• Exercise: Take the listing from its first line through the line that contains "type Cell = [fill: string, points: string];" and please retype those lines exactly, leaving out the pictures.

• Dataset content:

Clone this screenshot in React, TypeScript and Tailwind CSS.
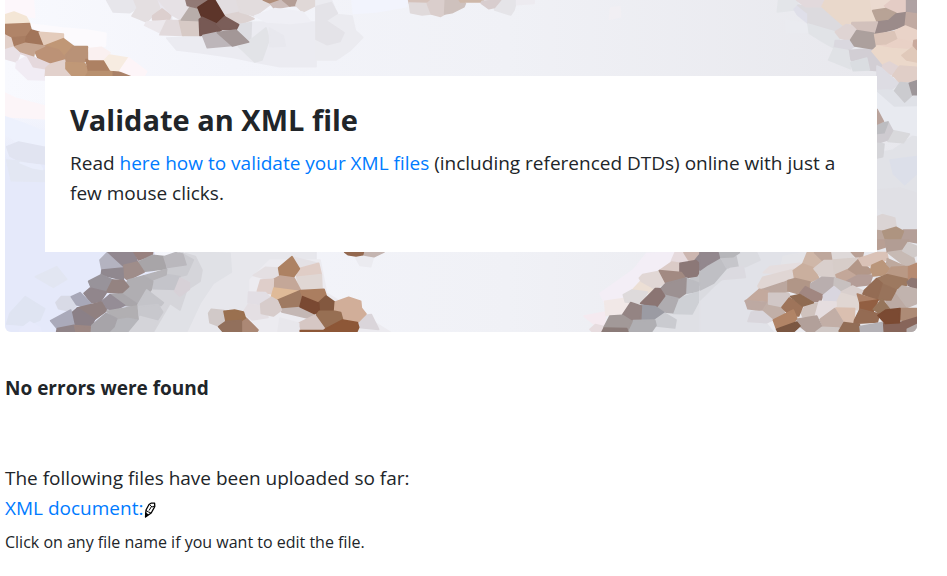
type Cell = [fill: string, points: string];

const topLeft: Cell[] = [
  ["#fdf7fb", "15,0 100,0 104,52 70,48 42,36 15,40"],
  ["#fcfafd", "90,72 190,84 260,90 318,100 316,138 266,146 190,116 190,102 118,97"],
  ["#f4e6d6", "15,45 42,36 78,50 90,72 18,76"],
  ["#b08468", "15,74 88,71 94,92 80,110 32,114 15,100"],
  ["#a97d62", "32,114 80,110 76,130 40,142"],
  ["#a2755a", "94,90 118,97 136,140 76,130 80,110"],
  ["#e4ccbc", "118,97 190,102 190,116 134,138"],
  ["#c09776", "190,116 222,140 200,170 176,172 150,150 134,138"],
  ["#bc9276", "134,138 176,150 200,180 150,193 116,178 104,152"],
  ["#c6a590", "40,142 76,130 134,138 104,152 100,172 60,158"],
  ["#e2d0c9", "15,106 32,114 40,142 15,150"],
  ["#e9e1e6", "15,150 40,142 60,160 50,186 15,176"],
  ["#f1ecf4", "50,186 82,168 100,200 136,206 136,240 84,238 48,204"],
  ["#e5d8dc", "62,160 100,172 150,193 136,206 100,200 82,168"],
  ["#e2d1cc", "150,193 196,180 198,206 216,228 136,228 138,204"],
  ["#b99277", "220,140 262,140 267,178 244,190 200,188 196,166"],
  ["#c09877", "198,188 254,190 266,212 258,226 216,226 198,206"],
  ["#ad8163", "258,179 312,178 332,213 266,215"],
  ["#b8906f", "266,215 340,215 358,228 258,228"],
  ["#a98168", "340,215 364,213 400,228 340,228"],
  ["#faf0f0", "267,146 304,142 330,158 316,178 267,178"],
  ["#f7ece1", "314,180 328,165 384,174 386,190 360,212 332,210"],
  ["#fdf5f8", "386,174 440,214 432,228 400,228 360,212"],
  ["#ebebf1", "530,150 600,158 700,172 764,186 840,200 948,200 948,66 750,66 600,110 500,114"],
  ["#e7e6eb", "320,0 402,0 412,24 390,38 340,36"],
  ["#e4dfe1", "402,0 475,0 486,18 458,48 440,66 396,48 412,24"],
  ["#e9e6ed", "475,0 512,20 515,60 486,28"],
  ["#dccfce", "486,27 512,46 508,62 458,60 458,48"],
  ["#ece8ec", "440,66 500,62 480,98 434,76"],
  ["#e2dadc", "500,62 540,62 550,106 480,104"],
  ["#e6e1e5", "475,0 560,0 570,22 544,60 515,44"],
  ["#d7cac6", "538,62 598,62 600,106 548,106"],
  ["#b8adaa", "544,60 570,22 602,28 606,62"],
  ["#927a76", "558,0 626,0 594,24 562,16"],
  ["#e2dde0", "644,0 710,0 720,36 674,44"],
  ["#dcd2d1", "674,46 722,36 762,56 716,74"],
  ["#dddde2", "716,74 754,68 752,116 742,122 708,90"],
  ["#e2dcdd", "710,0 796,0 812,12 764,48 720,36"],
  ["#e2e3e7", "716,140 746,124 798,84 808,118 786,180 764,186"],
  ["#5d352a", "628,0 644,0 674,50 650,72 604,48 594,22"],
  ["#775954", "598,58 606,52 650,72 666,88 650,100 600,106"],
  ["#7b5e59", "650,72 674,50 716,74 708,90 666,88"],
  ["#bdb6ba", "608,107 650,98 698,136 622,143"],
  ["#a39797", "652,98 708,90 746,126 698,138"],
  ["#b08d79", "790,0 846,0 812,10"],
  ["#cdbdba", "812,12 846,0 870,18 824,26"],
  ["#b49e96", "848,0 894,0 888,16 870,18"],
  ["#e0d8d7", "894,0 948,0 948,16 908,36 888,16"],
  ["#efeff5", "764,48 824,26 908,36 930,64 870,70 800,66"],
  ["#e8e8ee", "808,84 850,108 856,138 810,140"],
];

const topMiddle: Cell[] = [
  ["#ebebf0", "0,0 46,0 64,44 108,48 118,92 140,112 104,150 60,180 0,180"],
  ["#e4e3e8", "0,20 46,8 64,40 30,62 84,98 72,124 34,134 0,118"],
  ["#f2f4fd", "108,0 276,0 270,20 180,36 112,40"],
  ["#d5c2bb", "278,0 346,0 334,11 280,9"],
  ["#e0dadb", "280,9 334,11 346,42 318,45 284,38"],
  ["#dacecc", "334,11 346,0 388,0 386,42 374,49 346,42"],
  ["#e5e4e8", "554,0 602,0 594,30 584,45 536,30 536,22"],
  ["#cec1bd", "388,0 430,0 448,10 444,20 408,38 386,42"],
  ["#ceb8a9", "430,0 502,0 496,6 434,6"],
  ["#d8cdce", "498,4 554,0 536,22 518,26 496,10"],
  ["#edebf0", "602,0 655,0 654,10 602,14"],
  ["#f1eff3", "884,24 912,20 914,50 880,58"],
];

const topRight: Cell[] = [
  ["#eaebf0", "460,60 528,72 530,96 464,98"],
  ["#e3e5e9", "440,0 494,0 498,16 486,30 436,36"],
  ["#dfdfe9", "486,28 500,14 528,40 528,70 496,44"],
  ["#dcdade", "498,16 520,18 570,20 600,50 636,76 612,96 528,70 528,40"],
  ["#e2d9dc", "494,0 580,0 570,20 520,20"],
  ["#e9d8cb", "580,0 720,0 724,30 738,64 660,68 634,76 602,48 570,20"],
  ["#ebdad0", "716,0 780,0 758,18 762,28 720,32"],
  ["#e4ccc5", "780,0 824,0 824,38 790,40 758,18"],
  ["#afa2a3", "824,0 855,0 855,40 824,38"],
  ["#b8a396", "722,32 762,26 792,40 770,60 736,66"],
  ["#9b8b8a", "736,66 770,62 792,42 824,38 820,78 726,104"],
  ["#c1aaa2", "824,38 855,42 855,92 820,76"],
  ["#e1e3e7", "528,72 610,96 624,114 606,144 570,124 532,100"],
  ["#d2c1bc", "660,68 736,66 726,100 674,92 658,80"],
  ["#dfd4d3", "610,96 642,74 658,76 674,92 654,122 624,114"],
  ["#dad8df", "610,122 652,122 668,138 648,152 606,148"],
  ["#d2ced4", "648,152 720,146 720,154 754,194 738,212 712,210 700,174 658,182"],
  ["#aca09d", "656,120 674,92 726,100 736,140 720,146 668,138"],
  ["#dbc4b8", "728,104 790,94 800,116 764,136 734,138"],
  ["#e9d3c8", "790,92 820,78 855,92 855,126 840,122 800,118"],
  ["#e9d1c6", "734,138 764,136 800,118 846,128 842,144 780,146"],
  ["#ebd8ca", "720,154 736,138 780,146 840,150 810,170 855,186 855,204 800,202 754,194"],
  ["#e0c9ba", "810,166 844,140 855,152 855,186 824,180"],
  ["#c9aa9d", "846,122 855,120 855,148 844,136"],
  ["#e0e2e6", "606,144 648,152 656,206 590,180"],
  ["#dadde1", "656,188 704,174 712,210 664,212"],
  ["#e1d4d4", "754,194 772,186 800,202 782,224 748,214"],
  ["#e0cec7", "800,202 855,206 855,240 782,228"],
];

const rightEdge: Cell[] = [
  ["#e1e2e7", "51,280 100,270 171,220 171,508 51,508"],
  ["#dddce3", "51,18 64,24 104,60 120,68 90,92 51,92"],
  ["#e0cec7", "100,46 120,18 171,22 171,62 120,68"],
  ["#e8eaf0", "51,92 104,130 171,138 171,226 94,214 70,184 51,150"],
  ["#dfe1e7", "51,92 80,90 104,92 134,126 171,106 171,136 104,138"],
  ["#cbcbcf", "104,92 120,68 148,70 158,104 134,126"],
  ["#9d9699", "148,70 171,62 171,104 158,104"],
  ["#d9d9dc", "98,212 148,222 130,248 84,244"],
  ["#cecbd0", "84,186 98,212 82,240 51,250 51,222"],
  ["#bdbdc1", "51,192 84,186 72,218 51,220"],
  ["#b9a39c", "51,148 70,184 51,192"],
  ["#d4d4d8", "51,250 72,252 68,290 51,294"],
  ["#dcdfe9", "90,300 171,290 171,340 134,374 100,340"],
  ["#e0e0e5", "51,390 120,384 171,400 171,510 120,508 51,440"],
  ["#dbd4d4", "51,470 66,464 104,474 108,500 68,512 51,508"],
  ["#bba69c", "51,512 70,514 78,542 51,560"],
  ["#b49f98", "130,510 171,510 171,548 120,540"],
  ["#ae9480", "68,514 108,502 130,514 120,540 78,542"],
];

const leftEdge: Cell[] = [
  ["#fcf5f8", "15,100 50,116 126,136 134,138 134,176 15,170"],
  ["#edf1fd", "15,170 70,190 134,216 134,256 50,246 15,220"],
  ["#e1e4f1", "20,260 56,246 134,262 134,312 60,304 30,288"],
  ["#e3e7f3", "20,300 60,304 134,332 134,364 34,362"],
  ["#e9edfb", "60,308 120,316 128,328 100,324"],
];

const bottomLeft: Cell[] = [
  ["#dfe4f2", "30,220 76,170 134,206 120,240 80,256 20,252"],
  ["#e2e6f2", "106,110 170,80 200,118 160,142"],
  ["#e7eafb", "60,268 90,246 120,264 124,276 60,276"],
  ["#e7e7ec", "640,36 948,36 948,276 500,276 540,210 600,120"],
  ["#e0e1e6", "560,36 690,40 694,96 640,130 600,190 560,276 380,276 480,120"],
  ["#d5d5da", "540,36 586,50 606,90 600,124 560,150 540,210 510,190 460,276 370,276 470,120"],
  ["#cbcbd0", "548,42 580,60 560,104 498,120 498,82"],
  ["#b4b3c0", "322,38 372,80 306,90 300,60"],
  ["#928890", "324,36 402,36 412,66 372,80"],
  ["#98817f", "402,36 458,38 456,46 416,60"],
  ["#a8a5a8", "416,66 458,46 492,50 498,86 430,94"],
  ["#bab8bd", "492,50 526,38 548,42 558,74 502,82"],
  ["#9f8d8a", "372,76 412,66 432,96 384,120 368,108"],
  ["#90888f", "306,90 368,84 370,120 304,104"],
  ["#98939a", "266,124 304,104 338,120 320,156 276,148"],
  ["#c4c4ca", "458,120 500,104 540,110 530,148 460,146"],
  ["#b5b3b7", "430,108 500,88 498,104 456,120"],
  ["#b0aeb2", "384,120 430,108 458,124 454,148 414,194 366,162"],
  ["#948381", "338,120 372,122 386,140 364,160 320,156"],
  ["#d7d1d7", "540,114 568,128 568,148 540,168 524,154"],
  ["#91868c", "252,160 270,144 320,156 302,184 274,188"],
  ["#d8dae6", "168,188 184,170 214,170 230,194 214,214 176,206"],
  ["#a8a8b8", "214,170 240,158 272,190 252,202 230,194"],
  ["#a9a6aa", "330,164 366,162 414,194 410,200 374,196"],
  ["#958d96", "306,184 330,164 374,196 346,210 320,206"],
  ["#908080", "232,204 304,186 320,212 284,238 244,216"],
  ["#8b8087", "214,220 232,204 284,238 274,258 222,256"],
  ["#aaaaba", "152,242 212,210 222,256 172,266"],
  ["#908488", "172,266 222,256 228,276 170,276"],
  ["#9c8783", "224,257 270,260 276,276 228,276"],
  ["#c4c4c9", "414,194 440,150 490,188 484,196 414,200"],
  ["#c8c8cd", "414,200 474,194 488,216 470,244 420,228"],
  ["#d4d4d9", "384,276 420,230 474,244 458,276"],
  ["#b6b6bb", "350,240 384,230 414,238 382,276 326,276"],
  ["#b1afb2", "320,214 410,198 414,236 384,230 350,236"],
  ["#a7a4a9", "276,256 318,220 350,236 342,260 326,276 274,276"],
];

const bottomCentre: Cell[] = [
  ["#ecebf0", "180,276 180,120 240,60 390,60 410,160 600,276"],
  ["#e4dfe2", "190,106 226,82 266,84 270,110 240,120"],
  ["#e4e1e5", "310,52 384,70 328,86"],
  ["#e0cdc6", "328,86 386,70 394,104 320,110"],
  ["#e0d7d4", "320,112 394,104 396,148 332,152"],
  ["#ad8263", "306,50 328,86 310,112 270,108 266,84"],
  ["#c4a798", "252,118 270,108 312,114 332,152 294,156 252,144"],
  ["#dfceca", "202,154 212,120 250,118 248,162"],
  ["#dfba98", "252,144 326,154 262,178 244,172"],
  ["#c4b7b4", "272,202 330,200 376,222 352,234 276,216"],
  ["#9f7a62", "264,180 330,152 338,170 330,198 276,202"],
  ["#ab7e60", "332,152 402,148 408,166 386,188 338,170"],
  ["#83583f", "386,188 408,168 436,188 434,214 388,214"],
  ["#7a4932", "338,170 386,190 388,216 376,222 330,200"],
  ["#d6c7c4", "326,250 378,224 408,262 404,272 334,270"],
  ["#dad5da", "500,252 526,226 544,224 566,268 506,262"],
  ["#d1ae99", "436,186 476,172 512,184 514,204 528,222 500,250 456,236 434,212"],
  ["#976f53", "380,224 388,214 434,214 452,218 458,240 410,266"],
  ["#8d5737", "408,266 458,240 502,248 506,262 500,276 326,276 328,272 400,272"],
  ["#e2dee4", "176,156 226,158 240,172 212,194 174,188"],
  ["#e4dfe3", "160,216 176,192 210,198 234,232 186,240"],
  ["#d7cccb", "212,192 244,172 262,182 274,210 250,228 214,220"],
  ["#d1c9c8", "56,220 64,208 102,212 112,240 86,258 60,248"],
  ["#ab8875", "154,242 168,234 204,270 200,276 154,276"],
  ["#9a704f", "102,214 134,210 160,216 166,234 154,242 108,244"],
  ["#92705c", "86,260 108,244 154,242 154,276 100,276"],
  ["#e8e7ec", "264,276 270,234 326,250 326,276"],
  ["#ebebf0", "498,54 518,44 550,52 542,80 510,76"],
  ["#c4b5b1", "520,36 582,36 552,50 518,44"],
  ["#93684f", "464,36 520,36 518,44 498,48 474,44"],
];

const bottomDiagonal: Cell[] = [
  ["#dfe0e5", "450,276 560,150 660,60 660,276"],
  ["#f3eef6", "400,90 440,40 526,36 520,64 420,116 390,170 315,190 300,160"],
  ["#f5eaf0", "252,228 316,216 314,254 284,254"],
  ["#e6dadd", "526,36 552,38 568,60 540,68 514,64"],
  ["#ccb6b0", "552,38 604,38 584,62 566,60"],
  ["#c4c4c8", "570,112 610,78 660,64 660,112 614,150"],
  ["#91878d", "584,62 604,38 656,38 660,50 640,72 610,76"],
  ["#dbcbc7", "478,92 516,66 540,70 540,98"],
  ["#8c7877", "540,70 588,62 608,80 590,108 550,114 540,98"],
  ["#ecdfd5", "396,152 424,122 462,146 442,160"],
  ["#e1d7d5", "418,114 428,104 478,94 498,128 464,146 424,124"],
  ["#a28a82", "478,92 544,98 556,114 498,130"],
  ["#f1e8e7", "314,184 370,176 392,186 368,222 318,226"],
  ["#dedadb", "370,164 396,150 442,156 424,190 376,186"],
  ["#bcbcc1", "558,114 612,136 616,150 556,160"],
  ["#ced0d5", "520,220 540,174 614,150 576,222"],
  ["#9c9192", "480,148 498,130 558,114 556,160 536,174 494,164"],
  ["#afacb0", "470,200 494,166 534,176 518,218 490,216"],
  ["#8b7573", "422,190 466,146 480,146 494,168 470,200"],
  ["#9b9ba3", "424,196 466,200 492,218 470,238 422,240"],
  ["#948483", "368,224 392,188 424,198 422,240 396,244"],
  ["#cacbd0", "466,240 494,220 528,240 524,264 468,258"],
  ["#b0afb3", "384,264 400,242 464,240 468,256 454,276 386,276"],
  ["#e7dcdf", "270,268 286,254 312,260 306,276 278,276"],
  ["#a29998", "312,262 330,228 368,226 396,244 384,270"],
  ["#8b7b78", "312,264 380,266 384,276 306,276"],
];

const bottomRight: Cell[] = [
  ["#e1e2e8", "0,140 40,110 110,60 110,36 310,36 280,90 140,180 220,276 0,276"],
  ["#dadbe0", "100,38 170,38 180,60 136,80 110,80 40,140 0,180 0,150"],
  ["#e4e4e8", "250,50 318,36 302,84 244,76"],
  ["#bfbfc4", "0,92 58,54 80,84 40,130 0,150"],
  ["#c6c6cb", "64,54 108,50 114,80 80,84"],
  ["#b6b6ba", "54,38 118,38 100,50 58,52"],
  ["#93888e", "0,36 54,38 58,54 20,76 0,90"],
  ["#dbdae0", "64,118 90,86 130,80 136,112"],
  ["#e5dedf", "190,98 210,80 300,70 280,100"],
  ["#e0d6d4", "174,138 188,112 282,88 284,116 250,130 178,148"],
  ["#cfb7a8", "308,72 322,38 344,38 368,62 342,84"],
  ["#bea79c", "344,38 396,36 400,62 368,62"],
  ["#ded9d9", "396,36 454,36 460,54 400,60"],
  ["#b9a095", "454,36 490,36 486,54 470,54"],
  ["#caaf9e", "280,92 308,72 342,84 356,114 330,126 284,116"],
  ["#d9cfcc", "342,86 372,62 404,62 404,110 360,108"],
  ["#d7cdc9", "400,60 476,54 450,90 404,108"],
  ["#bba79f", "176,152 250,128 264,122 264,154 240,160"],
  ["#b19687", "264,122 286,116 330,126 330,142 298,162 264,152"],
  ["#b9aeae", "332,132 366,112 404,114 402,140 370,166 332,144"],
  ["#c3a799", "408,104 446,88 474,92 472,106 440,124 410,114"],
  ["#b39788", "446,88 476,58 512,90 510,102 474,106"],
  ["#b49d97", "440,124 474,106 518,106 508,134 456,140"],
  ["#c7c0bf", "404,114 450,130 450,142 424,156 402,140"],
  ["#dac2b7", "476,56 531,38 560,38 564,56 522,78 488,76"],
  ["#ba967b", "512,90 516,76 546,62 570,84 554,104 520,108"],
  ["#b89f94", "533,0 560,0 558,20 533,28"],
  ["#b29d94", "556,0 626,0 610,32 562,36"],
  ["#c7bab4", "564,38 606,32 640,50 646,72 618,80"],
  ["#d0cac9", "624,8 652,20 652,46 640,50 608,32"],
  ["#bea99e", "562,56 616,80 572,84 560,72"],
  ["#b99985", "560,104 574,82 626,80 624,118 584,110"],
  ["#b68b72", "626,80 652,70 652,114 626,118"],
  ["#c3a99d", "136,184 178,148 206,154 206,184 142,180"],
  ["#bda9a2", "136,182 206,188 190,212 144,206"],
  ["#d9d6dc", "144,244 154,216 190,214 218,240 200,248"],
  ["#c1afa7", "190,210 206,184 250,204 254,228 220,236"],
  ["#d1c7c6", "206,160 266,160 270,168 248,200 206,192"],
  ["#9d7960", "530,116 560,104 622,118 620,136 588,148 546,132"],
  ["#8d7672", "622,126 634,116 652,118 652,150 626,136"],
  ["#bcaaa3", "558,184 586,160 620,196 618,208 570,206"],
  ["#c1b3ae", "588,156 606,138 652,148 652,190 622,202"],
  ["#98735b", "530,180 546,132 588,150 572,180"],
  ["#946c54", "488,156 530,116 546,130 530,180 484,160"],
  ["#a18781", "300,160 316,140 368,166 362,184 338,184"],
  ["#d9d6df", "370,166 402,140 424,158 410,184 372,184"],
  ["#d9cfcd", "424,156 458,138 488,152 474,182"],
  ["#e0d6d2", "408,190 424,160 474,174 478,210 410,200"],
  ["#cfc2bd", "304,218 320,192 354,190 346,234 308,230"],
  ["#e5dddf", "346,228 358,184 408,186 408,204 372,236"],
  ["#9e745a", "246,202 268,174 308,198 296,228 272,228"],
  ["#8f6b52", "272,170 300,164 340,188 308,198"],
  ["#dabfb0", "408,204 464,206 462,246 432,248"],
  ["#c2aea6", "360,238 404,206 430,248 424,262 370,262"],
  ["#ac8066", "472,162 530,180 480,190"],
  ["#925f42", "480,188 534,180 518,218 480,208"],
  ["#96755b", "520,208 546,178 572,212 542,222"],
  ["#ad8b76", "592,238 600,206 650,206 652,230 620,242"],
  ["#87655a", "548,250 600,248 652,232 652,254 622,276 548,276"],
  ["#946b53", "464,240 480,208 538,222 532,246 462,250"],
  ["#7b4a32", "534,226 558,210 600,206 598,248 556,250"],
  ["#b2a09a", "290,238 350,228 366,262 350,276 322,276 300,258"],
  ["#b18466", "220,240 280,210 290,234 280,250 230,268"],
  ["#7b5742", "230,268 290,246 300,258 280,276 234,276"],
  ["#d0c8c6", "348,276 366,262 416,264 418,276"],
  ["#926d56", "418,272 432,248 478,254 480,276 418,276"],
  ["#b4b1b6", "480,260 546,248 548,276 482,276"],
  ["#b3aaa9", "622,268 650,254 650,276 622,276"],
];

function Cells({ x, y, cells }: { x: number; y: number; cells: Cell[] }) {
  return (
    <g transform={`translate(${x} ${y}) scale(0.33333)`} strokeWidth="5" strokeLinejoin="round">
      {cells.map(([fill, points], i) => (
        <polygon key={i} fill={fill} stroke={fill} points={points} />
      ))}
    </g>
  );
}

function Mosaic() {
  return (
    <svg
      aria-hidden="true"
      className="absolute inset-0 h-full w-full"
      viewBox="5 0 912 332"
      preserveAspectRatio="xMidYMid slice"
    >
      <defs>
        <linearGradient id="base" x1="0" x2="1" y1="0" y2="0">
          <stop offset="0" stopColor="#f8f9fe" />
          <stop offset="0.25" stopColor="#f3f4fa" />
          <stop offset="0.55" stopColor="#f0f1f6" />
          <stop offset="1" stopColor="#e7e7ec" />
        </linearGradient>
        <linearGradient id="cool" x1="0" x2="0" y1="0" y2="1">
          <stop offset="0.3" stopColor="#e5e9fa" stopOpacity="0" />
          <stop offset="0.5" stopColor="#e5e9fa" />
        </linearGradient>
      </defs>
      <rect x="5" width="912" height="332" fill="url(#base)" />
      <rect x="5" width="150" height="332" fill="url(#cool)" />
      <Cells x={0} y={0} cells={topLeft} />
      <Cells x={316} y={0} cells={topMiddle} />
      <Cells x={632} y={0} cells={topRight} />
      <Cells x={0} y={60} cells={leftEdge} />
      <Cells x={860} y={60} cells={rightEdge} />
      <Cells x={0} y={240} cells={bottomLeft} />
      <Cells x={190} y={240} cells={bottomCentre} />
      <Cells x={500} y={240} cells={bottomDiagonal} />
      <Cells x={700} y={240} cells={bottomRight} />
    </svg>
  );
}

function PencilIcon() {
  return (
    <svg aria-hidden="true" className="mt-1 h-4 w-3" viewBox="0 0 12 16" fill="none">
      <path d="M2 8 5 2.5 7 1.2 10.6 1.2 10.8 4.5 7.2 11 1.5 15Z" fill="#fff" stroke="#000" strokeWidth="1.3" strokeLinejoin="round" />
      <path d="M5.5 2.6 8 5 10.5 4M5 8.5 7.5 4.5M2 8.5 4.5 10 6.8 10.8" stroke="#000" strokeWidth="1" />
      <path d="M1 10 4.8 12.6 1 15.8Z" fill="#000" />
    </svg>
  );
}

export default function App() {
  return (
    <main className="pr-[30px] pl-[5px] font-['Open_Sans','Noto_Sans',sans-serif] text-[19px] leading-[30px] text-[#212529]">
      <section className="relative overflow-hidden rounded-b-md px-10 pt-[76px] pb-20">
        <Mosaic />
        <div className="relative bg-white px-[25px] pt-6 pb-11">
          <h1 className="mb-2 text-[29px] leading-10 font-bold">Validate an XML file</h1>
          <p>
            Read{" "}
            <a href="#help" className="text-[#007bff]">
              here how to validate your XML files
            </a>{" "}
            (including referenced DTDs) online with just a few mouse clicks.
          </p>
        </div>
      </section>
      <h2 className="mt-[41px] font-bold">No errors were found</h2>
      <p className="mt-[60px]">The following files have been uploaded so far:</p>
      <a href="#edit" className="flex w-fit items-center gap-px text-[#007bff]">
        XML document:
        <PencilIcon />
      </a>
      <p className="mt-1 text-[16px]">Click on any file name if you want to edit the file.</p>
    </main>
  );
}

• Task solution:
Clone this screenshot in React, TypeScript and Tailwind CSS.
type Cell = [fill: string, points: string];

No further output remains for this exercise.